DO THIS: Find each line with the word "styles" and state how many there are, nothing more.

MATERIAL PROVIDED:
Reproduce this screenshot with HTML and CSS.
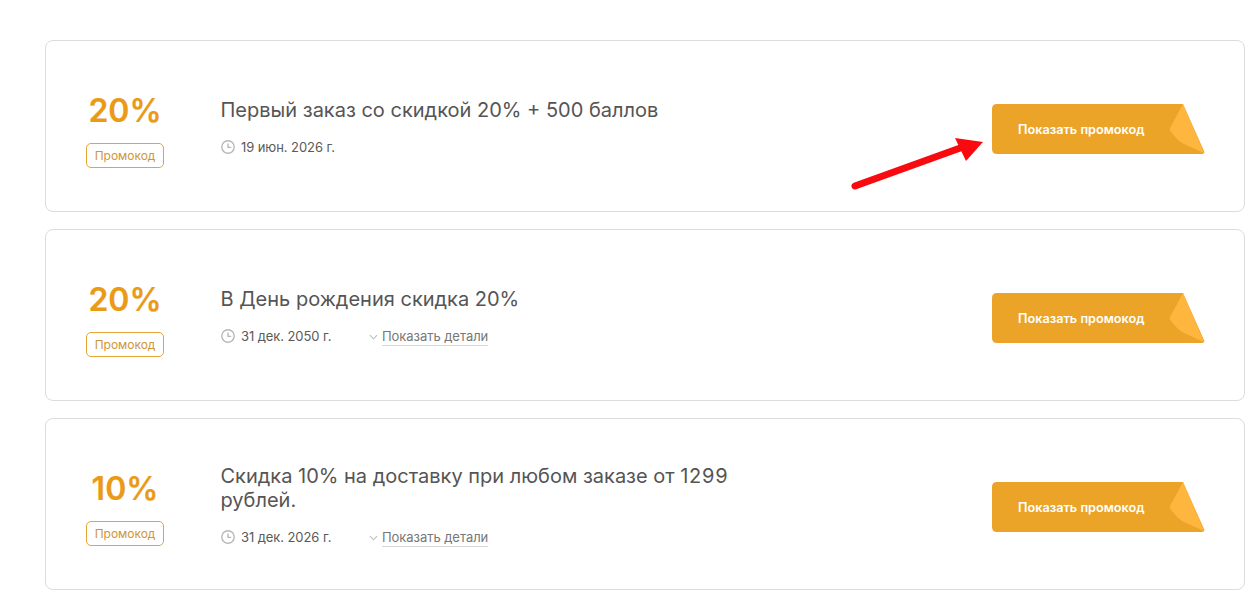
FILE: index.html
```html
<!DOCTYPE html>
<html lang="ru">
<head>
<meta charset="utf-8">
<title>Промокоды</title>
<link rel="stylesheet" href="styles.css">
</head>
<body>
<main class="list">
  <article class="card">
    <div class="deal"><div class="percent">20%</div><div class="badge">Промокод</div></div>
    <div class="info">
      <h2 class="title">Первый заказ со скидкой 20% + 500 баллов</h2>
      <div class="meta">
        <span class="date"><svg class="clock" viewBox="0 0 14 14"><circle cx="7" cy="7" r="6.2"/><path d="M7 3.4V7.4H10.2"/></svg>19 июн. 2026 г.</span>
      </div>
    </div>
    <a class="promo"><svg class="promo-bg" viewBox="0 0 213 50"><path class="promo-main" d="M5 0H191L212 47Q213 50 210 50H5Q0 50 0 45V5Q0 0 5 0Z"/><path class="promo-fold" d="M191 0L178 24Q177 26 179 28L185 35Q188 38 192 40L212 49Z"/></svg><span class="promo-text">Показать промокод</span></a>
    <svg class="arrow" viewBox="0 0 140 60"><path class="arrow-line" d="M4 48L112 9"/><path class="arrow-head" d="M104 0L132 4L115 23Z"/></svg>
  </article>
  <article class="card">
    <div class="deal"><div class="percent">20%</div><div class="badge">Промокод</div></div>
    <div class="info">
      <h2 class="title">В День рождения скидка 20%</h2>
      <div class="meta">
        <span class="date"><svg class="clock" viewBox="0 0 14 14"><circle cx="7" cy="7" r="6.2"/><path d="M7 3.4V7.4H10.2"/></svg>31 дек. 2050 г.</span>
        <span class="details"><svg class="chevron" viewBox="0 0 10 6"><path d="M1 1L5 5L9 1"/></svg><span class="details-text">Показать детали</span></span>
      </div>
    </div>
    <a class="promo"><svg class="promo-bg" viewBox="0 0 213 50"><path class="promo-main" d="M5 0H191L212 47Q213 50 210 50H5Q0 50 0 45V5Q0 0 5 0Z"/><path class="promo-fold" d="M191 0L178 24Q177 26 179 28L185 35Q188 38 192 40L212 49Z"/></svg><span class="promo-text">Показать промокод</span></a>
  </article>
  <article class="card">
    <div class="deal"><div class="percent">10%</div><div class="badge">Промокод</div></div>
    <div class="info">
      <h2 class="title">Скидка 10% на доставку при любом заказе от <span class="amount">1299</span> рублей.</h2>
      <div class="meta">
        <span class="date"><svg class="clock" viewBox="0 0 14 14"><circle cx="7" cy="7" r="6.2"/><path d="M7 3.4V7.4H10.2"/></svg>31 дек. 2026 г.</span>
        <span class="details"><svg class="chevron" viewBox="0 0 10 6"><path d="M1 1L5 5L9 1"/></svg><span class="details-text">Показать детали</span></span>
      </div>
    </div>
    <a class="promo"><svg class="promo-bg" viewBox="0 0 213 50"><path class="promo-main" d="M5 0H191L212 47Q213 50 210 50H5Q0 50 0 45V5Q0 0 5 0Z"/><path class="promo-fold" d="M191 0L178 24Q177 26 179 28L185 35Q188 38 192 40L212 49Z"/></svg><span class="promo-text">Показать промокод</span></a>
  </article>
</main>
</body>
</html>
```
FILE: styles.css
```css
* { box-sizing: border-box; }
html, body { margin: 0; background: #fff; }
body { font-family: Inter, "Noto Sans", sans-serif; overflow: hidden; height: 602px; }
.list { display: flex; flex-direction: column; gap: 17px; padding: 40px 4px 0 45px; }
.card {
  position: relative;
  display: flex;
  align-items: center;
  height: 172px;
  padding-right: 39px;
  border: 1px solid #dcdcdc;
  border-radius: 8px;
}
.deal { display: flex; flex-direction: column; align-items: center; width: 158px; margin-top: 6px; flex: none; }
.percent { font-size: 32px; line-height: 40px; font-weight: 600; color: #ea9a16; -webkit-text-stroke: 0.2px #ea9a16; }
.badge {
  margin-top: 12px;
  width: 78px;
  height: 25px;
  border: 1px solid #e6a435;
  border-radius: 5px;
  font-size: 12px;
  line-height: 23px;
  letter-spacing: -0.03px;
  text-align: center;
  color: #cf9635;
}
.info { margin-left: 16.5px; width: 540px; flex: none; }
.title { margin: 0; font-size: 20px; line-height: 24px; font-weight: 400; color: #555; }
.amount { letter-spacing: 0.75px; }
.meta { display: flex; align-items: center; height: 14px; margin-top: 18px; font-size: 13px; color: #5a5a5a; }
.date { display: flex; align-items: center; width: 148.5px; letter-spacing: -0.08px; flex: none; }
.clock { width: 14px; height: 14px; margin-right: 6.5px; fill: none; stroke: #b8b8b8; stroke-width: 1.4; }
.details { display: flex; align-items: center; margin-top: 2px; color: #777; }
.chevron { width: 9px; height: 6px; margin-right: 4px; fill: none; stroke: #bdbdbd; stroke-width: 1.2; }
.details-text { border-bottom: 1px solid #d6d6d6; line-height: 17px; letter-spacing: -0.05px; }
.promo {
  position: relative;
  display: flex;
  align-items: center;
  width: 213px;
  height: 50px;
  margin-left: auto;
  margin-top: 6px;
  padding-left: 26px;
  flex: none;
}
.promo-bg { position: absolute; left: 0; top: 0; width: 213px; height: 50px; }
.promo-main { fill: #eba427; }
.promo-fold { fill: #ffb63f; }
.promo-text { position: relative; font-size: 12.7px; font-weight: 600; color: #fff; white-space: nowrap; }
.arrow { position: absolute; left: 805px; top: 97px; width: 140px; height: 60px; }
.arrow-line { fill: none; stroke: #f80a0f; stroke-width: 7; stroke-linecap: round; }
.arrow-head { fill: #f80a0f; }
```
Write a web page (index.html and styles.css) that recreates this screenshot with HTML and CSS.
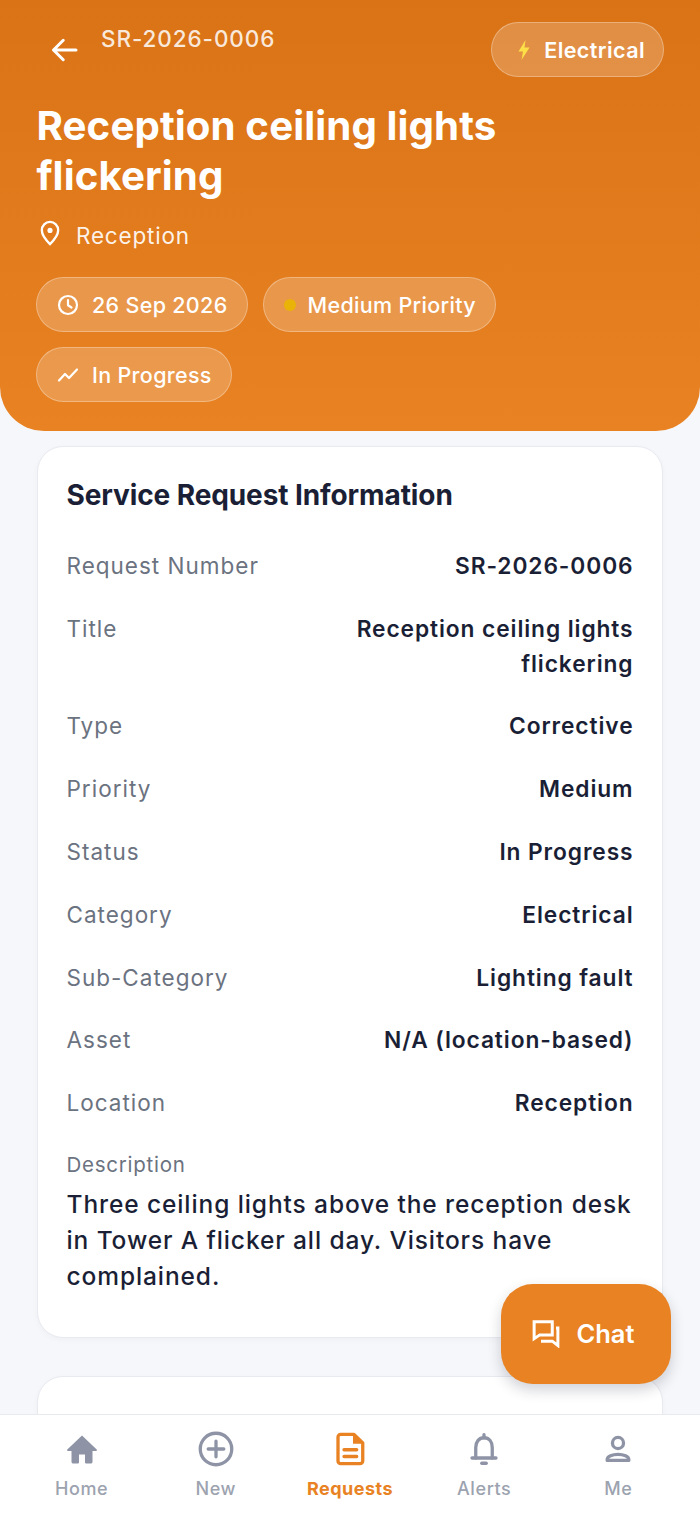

THE RESPONSE: 3